| WHAT IS ASKED |
Omit any picture, and return the remaining data exactly as written.

= = = =

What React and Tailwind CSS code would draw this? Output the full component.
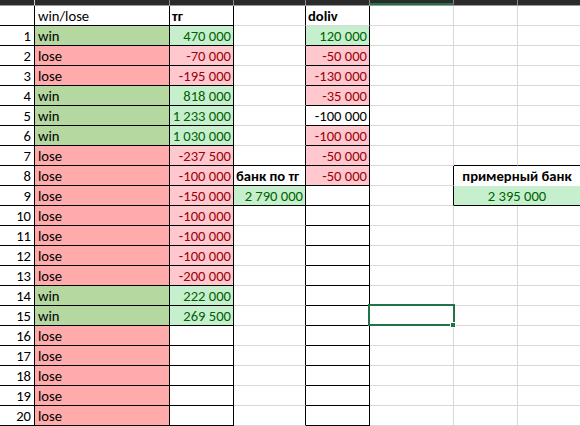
import React from 'react';

const widths = [35, 135, 64, 72, 64, 84, 64, 62];

const GREEN_BG = 'bg-[#c6efce]';
const RED_BG = 'bg-[#ffc7ce]';

// column A, B, D per row
const rows = [
  ['win', '470 000', '120 000'],
  ['lose', '-70 000', '-50 000'],
  ['lose', '-195 000', '-130 000'],
  ['win', '818 000', '-35 000'],
  ['win', '1 233 000', '-100 000'],
  ['win', '1 030 000', '-100 000'],
  ['lose', '-237 500', '-50 000'],
  ['lose', '-100 000', '-50 000'],
  ['lose', '-150 000', ''],
  ['lose', '-100 000', ''],
  ['lose', '-100 000', ''],
  ['lose', '-100 000', ''],
  ['lose', '-200 000', ''],
  ['win', '222 000', ''],
  ['win', '269 500', ''],
  ['lose', '', ''],
  ['lose', '', ''],
  ['lose', '', ''],
  ['lose', '', ''],
  ['lose', '', ''],
];

const rightCls = {
  k: 'border-r border-r-black',
  g: 'border-r border-r-[#d9d9d9]',
  n: '',
};
const bottomCls = {
  k: 'border-b border-b-black',
  g: 'border-b border-b-[#d9d9d9]',
  n: '',
};

const Cell = ({ w, r = 'g', b = 'g', bg = 'bg-white', text = 'text-black', align = 'left', bold, children, extra = '' }) => (
  <div
    style={{ width: w }}
    className={`h-5 shrink-0 overflow-visible whitespace-nowrap px-[2px] leading-[21px] ${rightCls[r]} ${bottomCls[b]} ${bg} ${text} ${
      align === 'right' ? 'text-right' : align === 'center' ? 'text-center' : 'text-left'
    } ${bold ? 'font-bold' : ''} ${extra}`}
  >
    {children}
  </div>
);

function numColors(v) {
  if (!v) return { bg: 'bg-white', text: 'text-black' };
  return v.startsWith('-')
    ? { bg: RED_BG, text: 'text-[#9c0006]' }
    : { bg: GREEN_BG, text: 'text-[#006100]' };
}

export default function App() {
  return (
    <div
      className="h-[426px] w-[580px] overflow-hidden bg-white text-[14.6px]"
      style={{ fontFamily: "Carlito, 'Liberation Sans Narrow', 'Liberation Sans', sans-serif" }}
    >
      {/* column header strip */}
      <div className="flex h-[6px] border-b border-b-[#9b9b9b] bg-[#2b2b2b]">
        {widths.map((w, i) => (
          <div
            key={i}
            style={{ width: w }}
            className={`h-[5px] shrink-0 ${i === 7 ? '' : i === 0 ? 'border-r border-r-[#d0d0d0]' : 'border-r border-r-[#8a8a8a]'} ${
              i === 5 ? 'border-b-2 border-b-[#217346]' : ''
            }`}
          />
        ))}
      </div>

      {/* header row */}
      <div className="flex">
        <Cell w={widths[0]} r="k" b="k" />
        <Cell w={widths[1]} r="k" b="k" extra="pl-[3px]">win/lose</Cell>
        <Cell w={widths[2]} r="k" b="k" bold>тг</Cell>
        <Cell w={widths[3]} r="k" b="g" />
        <Cell w={widths[4]} r="k" b="g" bold>doliv</Cell>
        <Cell w={widths[5]} />
        <Cell w={widths[6]} />
        <Cell w={widths[7]} r="n" />
      </div>

      {rows.map(([a, b, d], idx) => {
        const n = idx + 1;
        const win = a === 'win';
        const bc = numColors(b);
        let dc = numColors(d);
        if (n === 5) dc = { bg: 'bg-white', text: 'text-black' };
        const cBottom = n === 7 || n === 8 || n === 9 ? 'k' : 'g';
        const fgBottom = n === 7 || n === 9 ? 'k' : n === 8 ? 'n' : 'g';
        const eRight = n === 8 || n === 9 ? 'k' : 'g';
        return (
          <div key={n} className="flex">
            <Cell w={widths[0]} r="k" b="k" align="right" extra="pr-[3px]">{n}</Cell>
            <Cell
              w={widths[1]}
              r="k"
              b="k"
              bg={win ? 'bg-[#b4d8a0]' : 'bg-[#ffabab]'}
              extra="pl-[3px]"
            >
              {a}
            </Cell>
            <Cell w={widths[2]} r="k" b="k" align="right" bg={bc.bg} text={bc.text}>{b}</Cell>
            {n === 8 ? (
              <Cell w={widths[3]} r="k" b="k" bold>банк по тг</Cell>
            ) : n === 9 ? (
              <Cell w={widths[3]} r="k" b="k" align="right" bg={GREEN_BG} text="text-[#006100]">2 790 000</Cell>
            ) : (
              <Cell w={widths[3]} r="k" b={cBottom} />
            )}
            <Cell w={widths[4]} r="k" b="k" align="right" bg={dc.bg} text={dc.text}>{d}</Cell>
            <Cell w={widths[5]} r={eRight} extra={n === 15 ? 'relative' : ''}>
              {n === 15 && (
                <>
                  <div className="pointer-events-none absolute -left-[2px] -top-[2px] h-[22px] w-[87px] border-2 border-[#217346]" />
                  <div className="absolute -bottom-[3px] -right-[3px] h-[6px] w-[6px] border border-white bg-[#217346]" />
                </>
              )}
            </Cell>
            {n === 8 ? (
              <Cell w={widths[6] + widths[7]} r="n" b="n" align="center" bold>примерный банк</Cell>
            ) : n === 9 ? (
              <Cell w={widths[6] + widths[7]} r="n" b="k" align="center" bg={GREEN_BG} text="text-[#006100]">2 395 000</Cell>
            ) : (
              <>
                <Cell w={widths[6]} b={fgBottom} />
                <Cell w={widths[7]} r="n" b={fgBottom} />
              </>
            )}
          </div>
        );
      })}
    </div>
  );
}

= = = =

| ANSWER |
What React and Tailwind CSS code would draw this? Output the full component.
import React from 'react';

const widths = [35, 135, 64, 72, 64, 84, 64, 62];

const GREEN_BG = 'bg-[#c6efce]';
const RED_BG = 'bg-[#ffc7ce]';

// column A, B, D per row
const rows = [
  ['win', '470 000', '120 000'],
  ['lose', '-70 000', '-50 000'],
  ['lose', '-195 000', '-130 000'],
  ['win', '818 000', '-35 000'],
  ['win', '1 233 000', '-100 000'],
  ['win', '1 030 000', '-100 000'],
  ['lose', '-237 500', '-50 000'],
  ['lose', '-100 000', '-50 000'],
  ['lose', '-150 000', ''],
  ['lose', '-100 000', ''],
  ['lose', '-100 000', ''],
  ['lose', '-100 000', ''],
  ['lose', '-200 000', ''],
  ['win', '222 000', ''],
  ['win', '269 500', ''],
  ['lose', '', ''],
  ['lose', '', ''],
  ['lose', '', ''],
  ['lose', '', ''],
  ['lose', '', ''],
];

const rightCls = {
  k: 'border-r border-r-black',
  g: 'border-r border-r-[#d9d9d9]',
  n: '',
};
const bottomCls = {
  k: 'border-b border-b-black',
  g: 'border-b border-b-[#d9d9d9]',
  n: '',
};

const Cell = ({ w, r = 'g', b = 'g', bg = 'bg-white', text = 'text-black', align = 'left', bold, children, extra = '' }) => (
  <div
    style={{ width: w }}
    className={`h-5 shrink-0 overflow-visible whitespace-nowrap px-[2px] leading-[21px] ${rightCls[r]} ${bottomCls[b]} ${bg} ${text} ${
      align === 'right' ? 'text-right' : align === 'center' ? 'text-center' : 'text-left'
    } ${bold ? 'font-bold' : ''} ${extra}`}
  >
    {children}
  </div>
);

function numColors(v) {
  if (!v) return { bg: 'bg-white', text: 'text-black' };
  return v.startsWith('-')
    ? { bg: RED_BG, text: 'text-[#9c0006]' }
    : { bg: GREEN_BG, text: 'text-[#006100]' };
}

export default function App() {
  return (
    <div
      className="h-[426px] w-[580px] overflow-hidden bg-white text-[14.6px]"
      style={{ fontFamily: "Carlito, 'Liberation Sans Narrow', 'Liberation Sans', sans-serif" }}
    >
      {/* column header strip */}
      <div className="flex h-[6px] border-b border-b-[#9b9b9b] bg-[#2b2b2b]">
        {widths.map((w, i) => (
          <div
            key={i}
            style={{ width: w }}
            className={`h-[5px] shrink-0 ${i === 7 ? '' : i === 0 ? 'border-r border-r-[#d0d0d0]' : 'border-r border-r-[#8a8a8a]'} ${
              i === 5 ? 'border-b-2 border-b-[#217346]' : ''
            }`}
          />
        ))}
      </div>

      {/* header row */}
      <div className="flex">
        <Cell w={widths[0]} r="k" b="k" />
        <Cell w={widths[1]} r="k" b="k" extra="pl-[3px]">win/lose</Cell>
        <Cell w={widths[2]} r="k" b="k" bold>тг</Cell>
        <Cell w={widths[3]} r="k" b="g" />
        <Cell w={widths[4]} r="k" b="g" bold>doliv</Cell>
        <Cell w={widths[5]} />
        <Cell w={widths[6]} />
        <Cell w={widths[7]} r="n" />
      </div>

      {rows.map(([a, b, d], idx) => {
        const n = idx + 1;
        const win = a === 'win';
        const bc = numColors(b);
        let dc = numColors(d);
        if (n === 5) dc = { bg: 'bg-white', text: 'text-black' };
        const cBottom = n === 7 || n === 8 || n === 9 ? 'k' : 'g';
        const fgBottom = n === 7 || n === 9 ? 'k' : n === 8 ? 'n' : 'g';
        const eRight = n === 8 || n === 9 ? 'k' : 'g';
        return (
          <div key={n} className="flex">
            <Cell w={widths[0]} r="k" b="k" align="right" extra="pr-[3px]">{n}</Cell>
            <Cell
              w={widths[1]}
              r="k"
              b="k"
              bg={win ? 'bg-[#b4d8a0]' : 'bg-[#ffabab]'}
              extra="pl-[3px]"
            >
              {a}
            </Cell>
            <Cell w={widths[2]} r="k" b="k" align="right" bg={bc.bg} text={bc.text}>{b}</Cell>
            {n === 8 ? (
              <Cell w={widths[3]} r="k" b="k" bold>банк по тг</Cell>
            ) : n === 9 ? (
              <Cell w={widths[3]} r="k" b="k" align="right" bg={GREEN_BG} text="text-[#006100]">2 790 000</Cell>
            ) : (
              <Cell w={widths[3]} r="k" b={cBottom} />
            )}
            <Cell w={widths[4]} r="k" b="k" align="right" bg={dc.bg} text={dc.text}>{d}</Cell>
            <Cell w={widths[5]} r={eRight} extra={n === 15 ? 'relative' : ''}>
              {n === 15 && (
                <>
                  <div className="pointer-events-none absolute -left-[2px] -top-[2px] h-[22px] w-[87px] border-2 border-[#217346]" />
                  <div className="absolute -bottom-[3px] -right-[3px] h-[6px] w-[6px] border border-white bg-[#217346]" />
                </>
              )}
            </Cell>
            {n === 8 ? (
              <Cell w={widths[6] + widths[7]} r="n" b="n" align="center" bold>примерный банк</Cell>
            ) : n === 9 ? (
              <Cell w={widths[6] + widths[7]} r="n" b="k" align="center" bg={GREEN_BG} text="text-[#006100]">2 395 000</Cell>
            ) : (
              <>
                <Cell w={widths[6]} b={fgBottom} />
                <Cell w={widths[7]} r="n" b={fgBottom} />
              </>
            )}
          </div>
        );
      })}
    </div>
  );
}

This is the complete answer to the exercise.